Marcello Pelillo is Full Professor of Computer Science at Ca’ Foscari University, where he directs the European Centre for Living Technology (ECLT). He held visiting research positions at Yale University, McGill University, the University of Vienna, York University (UK), the University College London, and the National ICT Australia (NICTA). He has published more than 200 technical papers in refereed journals, handbooks, and conference proceedings in the areas of machine learning, pattern recognition and computer vision. He has initiated several conference series, including EMMCVPR in 1997, IWCV in 2008, SIMBAD in 2011, and he chairs the EMMCVPR and SIMBAD steering committees. He serves (has served) on the Editorial Boards of the journals IEEE Transactions on Pattern Analysis and Machine Intelligence (PAMI), IET Computer Vision, Pattern Recognition, Brain Informatics, and he serves on the Advisory Board of the International Journal of Machine Learning and Cybernetics. He has served (serves) as Guest Editor for various special issues of IEEE Transactions on Pattern Analysis and Machine Intelligence (PAMI), Pattern Recognition, Pattern Recognition Letters. He is (or has been) scientific coordinator of several research projects, including SIMBAD, an EU-FP7 project devoted to similarity-based pattern analysis and recognition whose activity is described in a recently published Springer book, and he has recently won an award from the Samsung Global Research Outreach (GRO) program. Prof. Pelillo is a Fellow of the IEEE and a Fellow of the IAPR. He has recently been appointed IEEE SMC Distinguished Lecturer.

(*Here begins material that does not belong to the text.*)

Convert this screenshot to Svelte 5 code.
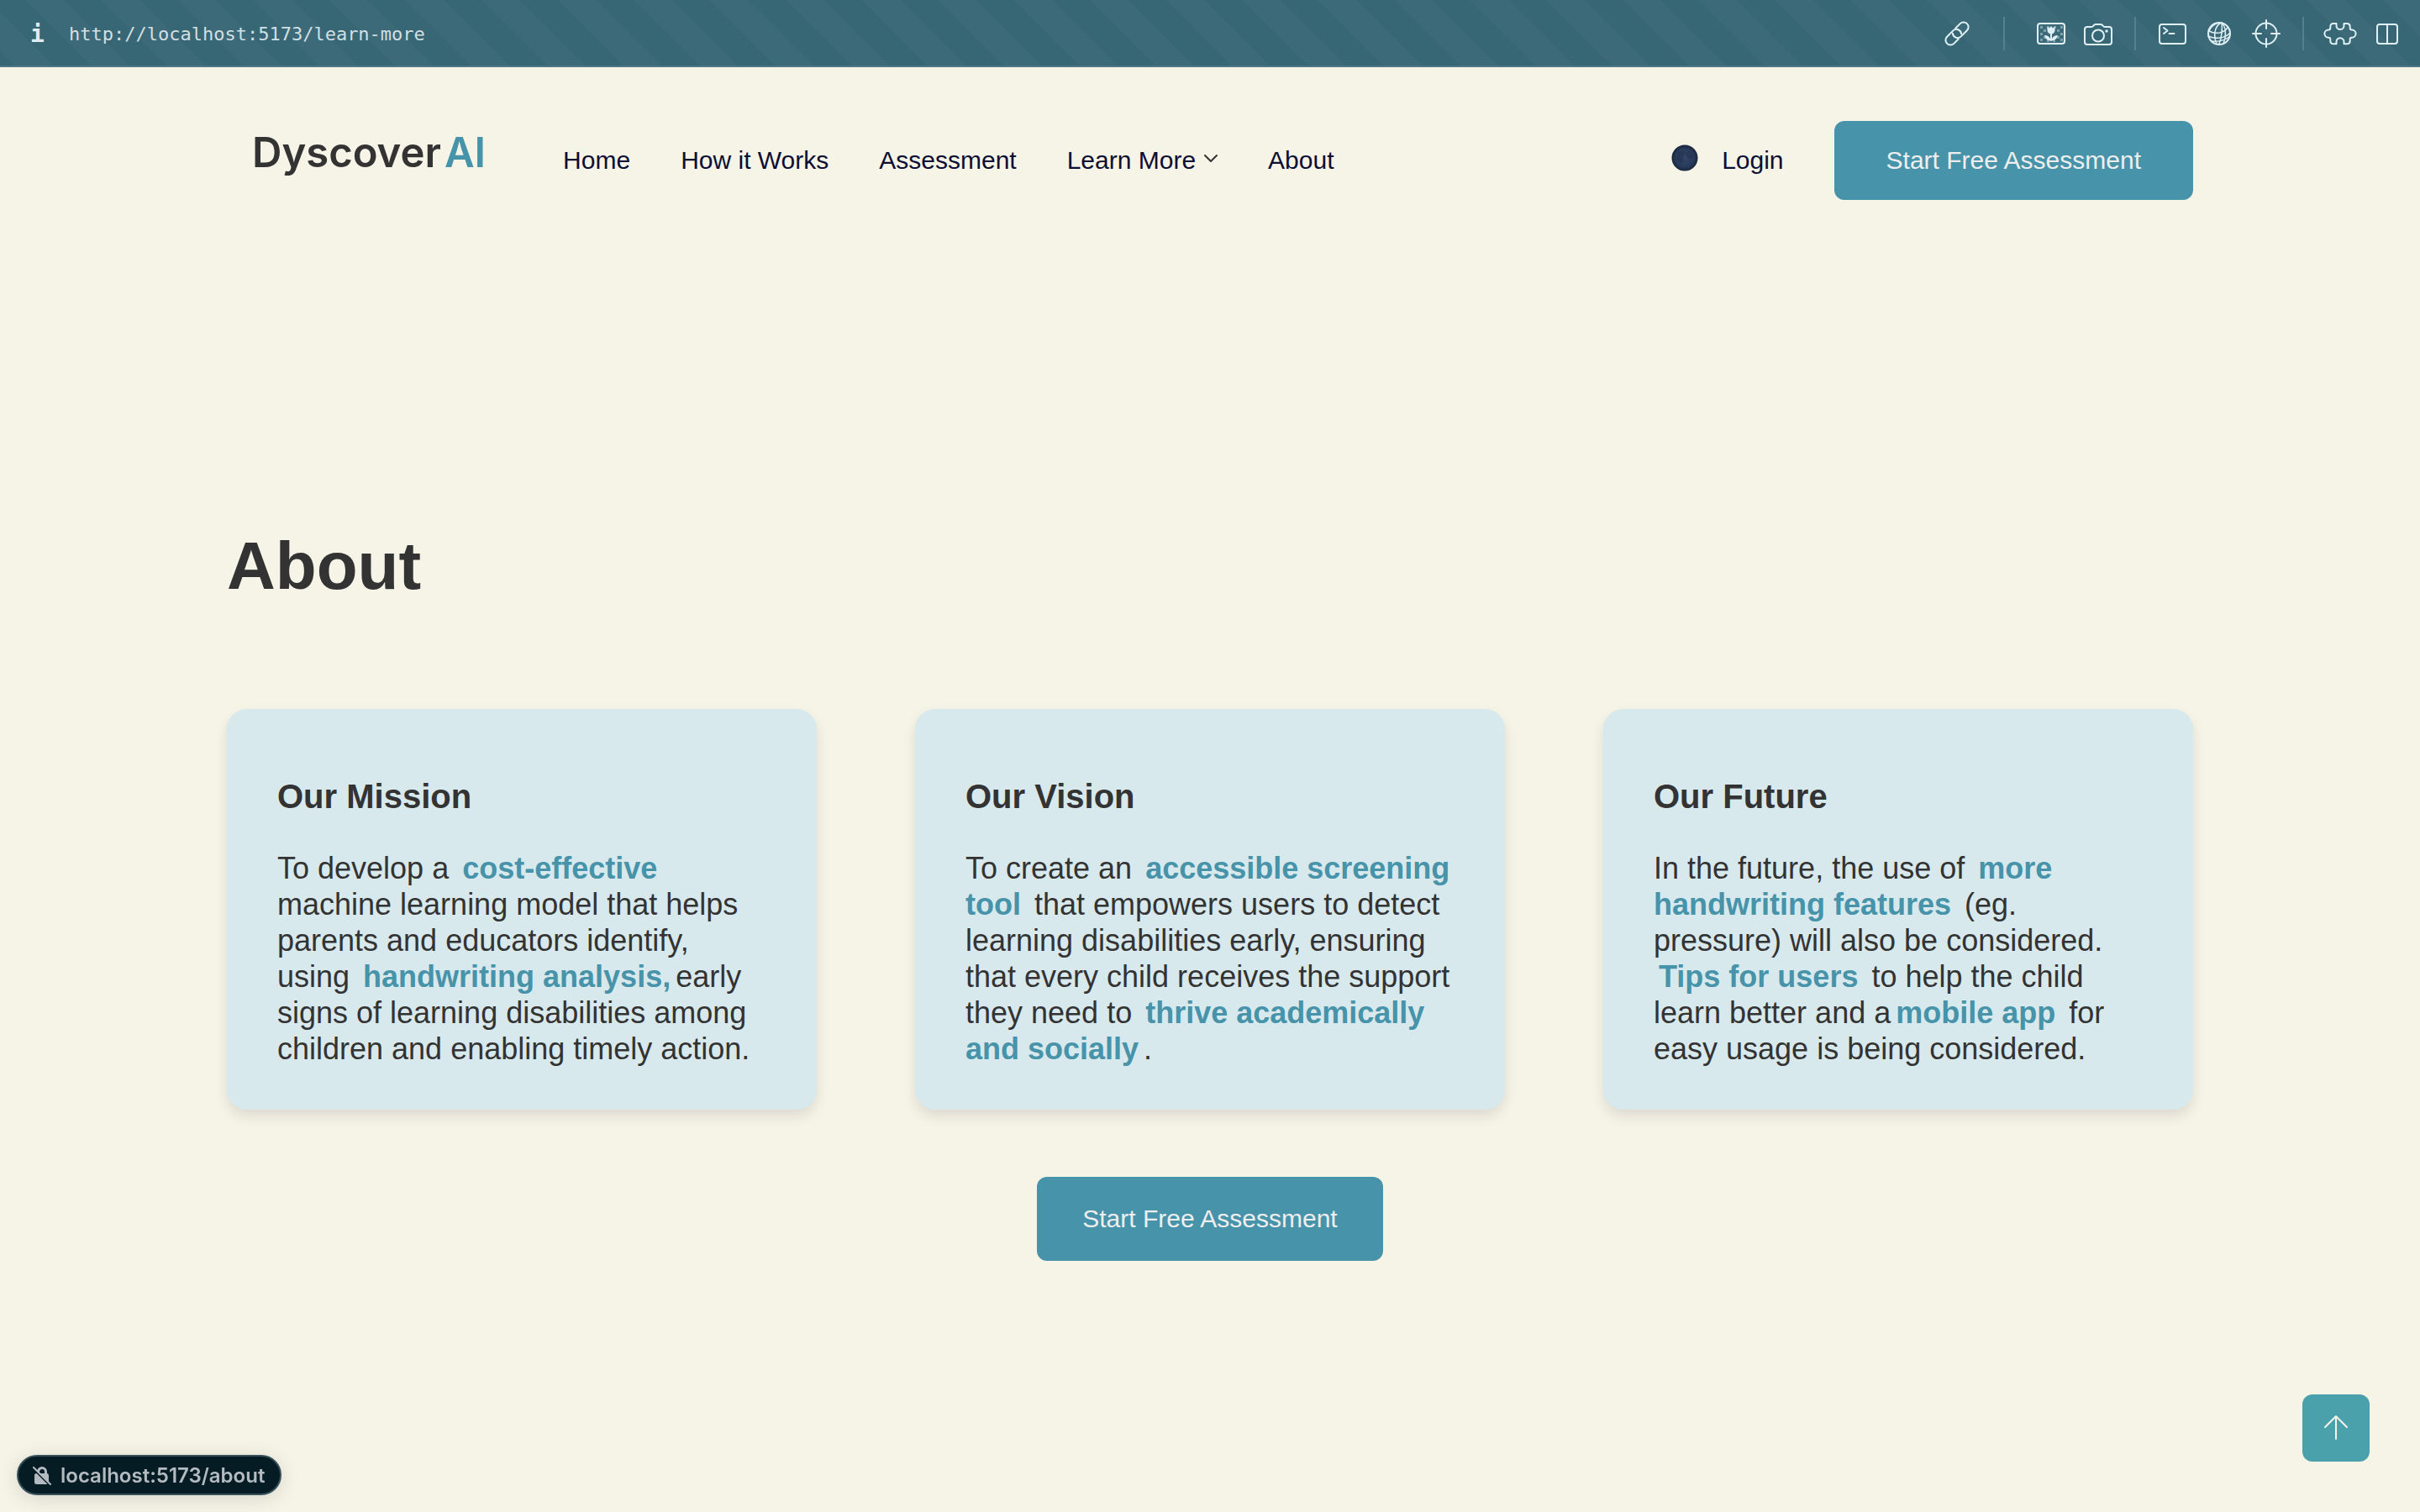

Rocco Tripodi is Post-doctoral researcher at European Centre for Living Technology (Ca’ Foscari University of Venice), where he is working on learning models based on game theoretic principles. He completed his PhD in Computer Science at Ca’ Foscari University in 2015 with a thesis titled “Evolutionary Game Theoretic Models for Natural Language Processing”. He was Research Assistant and Adjunct Professor at Ca’ Foscari University in 2010, where he worked on ontological semantics and taught Corpus Linguistics and Natural Language Processing for Online Applications. In 2015, he was visiting researcher at Staffordshire University (UK). His research interests are in the areas of machine learning and natural language processing. He is particularly interested in classification problems on networked data, from a semantic perspective and on the design, learning and evolution of linguistic communication systems. At present, he is working on game theoretic learning models, with applications to the analysis of multi-modal signals from interacting agents and on group dynamics.